The most commonly used Fibonacci retracement levels are 23.6%, 38.2%, 50%, 61.8%, and 78.6%. The 61.8% level is often called the "golden ratio" level and receives particular attention from traders. The 38.2% and 50% levels are also widely watched during trend retracements.
Is Fibonacci retracement reliable?
Fibonacci retracement can be a useful part of a trading analysis toolkit, but it is not a reliable predictor on its own. Like all technical analysis tools, it works best when used alongside other indicators and within the context of overall market conditions. Price may or may not react at any given Fibonacci level, and relying solely on these levels without additional confirmation can carry significant risk.
How is Fibonacci retracement different from Fibonacci extensions?

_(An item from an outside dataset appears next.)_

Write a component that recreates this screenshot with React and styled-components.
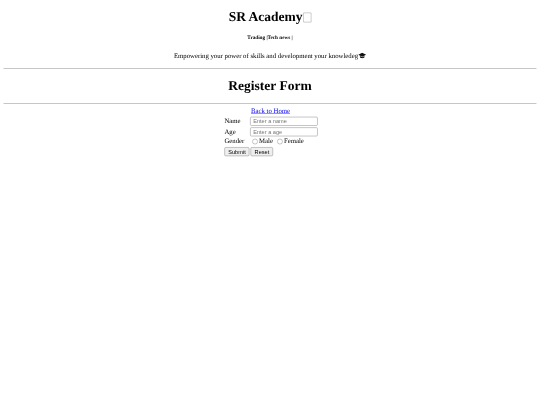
import React from 'react';
import styled, { createGlobalStyle } from 'styled-components';

const GlobalStyle = createGlobalStyle`
  html, body {
    margin: 0;
    padding: 0;
    background: #fff;
  }
  body {
    font-family: "Liberation Serif", "Times New Roman", serif;
    font-size: 16px;
    color: #000;
    text-rendering: geometricPrecision;
  }
`;

const Frame = styled.div`
  width: 540px;
  height: 405px;
  overflow: hidden;
  filter: blur(0.25px);
`;

// the reference is a 1280 wide page shot down to 540
const Page = styled.div`
  display: flow-root;
  width: 1280px;
  height: 960px;
  padding: 0 8px;
  box-sizing: border-box;
  background: #fff;
  transform: scale(0.421875);
  transform-origin: top left;
`;

const Masthead = styled.header`
  text-align: center;
`;

const Title = styled.h1`
  margin: 21.44px 0;
  font-size: 32px;
  font-weight: 700;
`;

const MissingGlyph = styled.span`
  display: inline-block;
  width: 19px;
  height: 23px;
  margin-left: 2px;
  vertical-align: -3px;
  border: 1px solid #8a8a8a;
  border-radius: 1px;
  box-sizing: border-box;
`;

const TopLinks = styled.h6`
  margin: 24.97px 0;
  font-size: 12.3px;
  line-height: 12px;
  font-weight: 700;
`;

const Tagline = styled.p`
  margin: 16px 0;
  line-height: 25px;
`;

const CapIcon = styled.svg`
  width: 19px;
  height: 14px;
  vertical-align: -2px;
`;

const Rule = styled.hr`
  height: 2px;
  margin: 8px 0;
  border: 0;
  border-radius: 1px;
  background: #b4b4b4;
`;

const PageTitle = styled.h1`
  margin: 21.44px 0 22.5px;
  font-size: 32px;
  font-weight: 700;
  text-align: center;
`;

const FormGrid = styled.form`
  display: grid;
  grid-template-columns: max-content 160px;
  justify-content: center;
  column-gap: 14px;
  row-gap: 4px;
  margin-top: 9px;
  padding-left: 5px;
`;

const HomeLink = styled.a`
  grid-column: 2;
  padding-left: 2px;
  color: #0000ee;
  text-decoration: underline;
`;

const FieldLabel = styled.label`
  display: flex;
  align-items: center;
`;

const TextField = styled.input`
  width: 160px;
  height: 21px;
  padding: 1px 6px;
  box-sizing: border-box;
  border: 1.2px solid #767676;
  border-radius: 3px;
  background: #fff;
  font-family: "Liberation Sans", Arial, sans-serif;
  font-size: 13.33px;

  &::placeholder {
    color: #757575;
  }
`;

const RadioRow = styled.div`
  display: flex;
  align-items: center;
`;

const RadioInput = styled.input`
  appearance: none;
  width: 13px;
  height: 13px;
  margin: 0 3px 2px 5px;
  border: 1.2px solid #767676;
  border-radius: 50%;
  background: #fff;
`;

const RadioText = styled.label`
  margin-right: 5px;
`;

const ButtonRow = styled.div`
  grid-column: 1 / 3;
  display: flex;
  gap: 3px;
`;

const FormButton = styled.button`
  height: 21px;
  padding: 1px 8px;
  border: 1.2px solid #767676;
  border-radius: 3px;
  background: #efefef;
  color: #000;
  font-family: "Liberation Sans", Arial, sans-serif;
  font-size: 13.33px;
`;

function GradCap() {
  return (
    <CapIcon viewBox="0 0 16 12" aria-hidden="true">
      <path d="M8 0 L16 4 L8 8 L0 4 Z" fill="#111" />
      <path d="M3.5 6.6 V9.6 Q8 12.6 12.5 9.6 V6.6 L8 9 Z" fill="#111" />
    </CapIcon>
  );
}

export default function App() {
  return (
    <>
      <GlobalStyle />
      <Frame>
        <Page>
          <Masthead>
            <Title>SR Academy<MissingGlyph /></Title>
            <TopLinks>Trading |Tech news |</TopLinks>
            <Tagline>Empowering your power of skills and development your knowledeg<GradCap /></Tagline>
          </Masthead>
          <Rule />
          <PageTitle>Register Form</PageTitle>
          <Rule />
          <FormGrid onSubmit={e => e.preventDefault()}>
            <HomeLink href="#">Back to Home</HomeLink>
            <FieldLabel>Name</FieldLabel>
            <TextField placeholder="Enter a name" />
            <FieldLabel>Age</FieldLabel>
            <TextField placeholder="Enter a age" />
            <FieldLabel>Gender</FieldLabel>
            <RadioRow>
              <RadioInput type="radio" name="gender" /><RadioText>Male</RadioText>
              <RadioInput type="radio" name="gender" /><RadioText>Female</RadioText>
            </RadioRow>
            <ButtonRow>
              <FormButton type="submit">Submit</FormButton>
              <FormButton type="reset">Reset</FormButton>
            </ButtonRow>
          </FormGrid>
        </Page>
      </Frame>
    </>
  );
}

Fibonacci retracement levels are plotted within the range of a price move (between the high and low) to identify potential support or resistance during a pullback. Fibonacci extensions project levels beyond the original range and are used to estimate how far a trend might continue after a retracement.
Can Fibonacci retracement be used alongside Elliott Wave Theory?
Yes. Many traders combine Fibonacci retracement with Elliott Wave Theory to look for confluences between wave structures and key Fibonacci levels. When both point to the same price zone, some traders consider that zone more significant. This approach adds analytical depth but also requires a solid understanding of both frameworks.
Closing Thoughts
Fibonacci numbers appear throughout nature and mathematics, and many traders believe they have relevance in financial markets as well. The Fibonacci retracement tool uses these ratios to map out potential areas of interest on a price chart.
However, like all technical analysis tools, Fibonacci retracement does not operate on a scientific principle or guarantee specific price behavior. Its usefulness may partly depend on the number of traders watching and acting on the same levels. Whether you use it alone or in combination with other indicators, always pair it with a disciplined approach to risk management.